3) LOADED DICE & PARTY DEMOCRACY
UNCONSTITUTIONAL SHRINKING OF THE POLICY COMMITTEE
During the summer, WEP announced (in an unprecedented move away from Party procedure) that that the members of the Policy Committee (elected Party reps) whose terms are coming to an end will not be replaced until next Conference. Essentially, that the expected hustings and elections have been cancelled until Autumn 2022.
Instead of extending their roles until next Conference (ensuring we have activists in place to continue the work of the Party), we now have a huge reduction in member elected positions. A Committee that should have 18 members is now down to 9. We are clear that this move is unconstitutional.

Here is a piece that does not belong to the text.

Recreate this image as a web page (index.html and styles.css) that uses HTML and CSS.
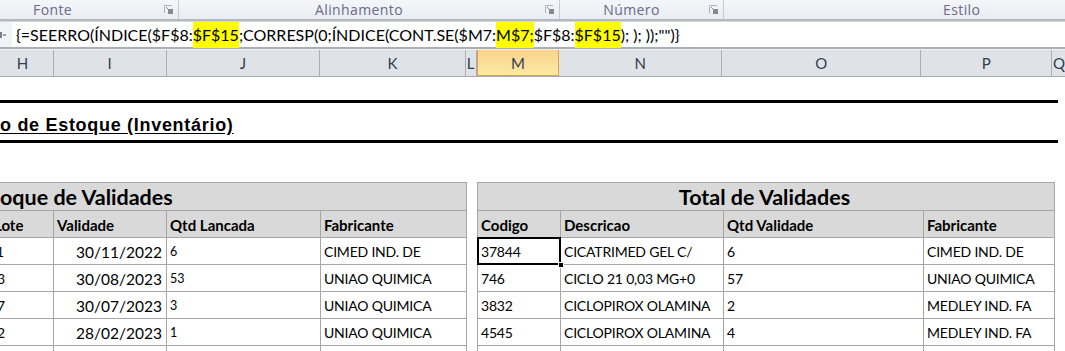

APPOINTED (UNELECTED) DEMOCRACY COMMISSION
We then learned that the Steering Committee had created a ‘Democracy Commission’ and had appointed (unelected) representatives to it. This unexpected move rang alarm bells for many members who are understandably feeling wary at an apparent move even further away from democracy and towards an ever shrinking and autocratic, top-down party structure.
It should be noted that several of the people relieved of their roles by the Steering Committee have also been vocal in their concerns to ensure language about sex is clear when it needs to be and vocal in their support to protect the Equality Act and single sex exceptions.
Party representatives with rich and diverse skills and specialisms have been removed from their roles and replaced with five - ironically unelected - members of a 'Democracy Commission'. Combined with the introdution of unelected deputies to the leader, the ratio of elected versus appointed positions becomes yet more skewed. We feel it is unlikely that this shift will go any way towards aiding a transparent and balanced dialogue.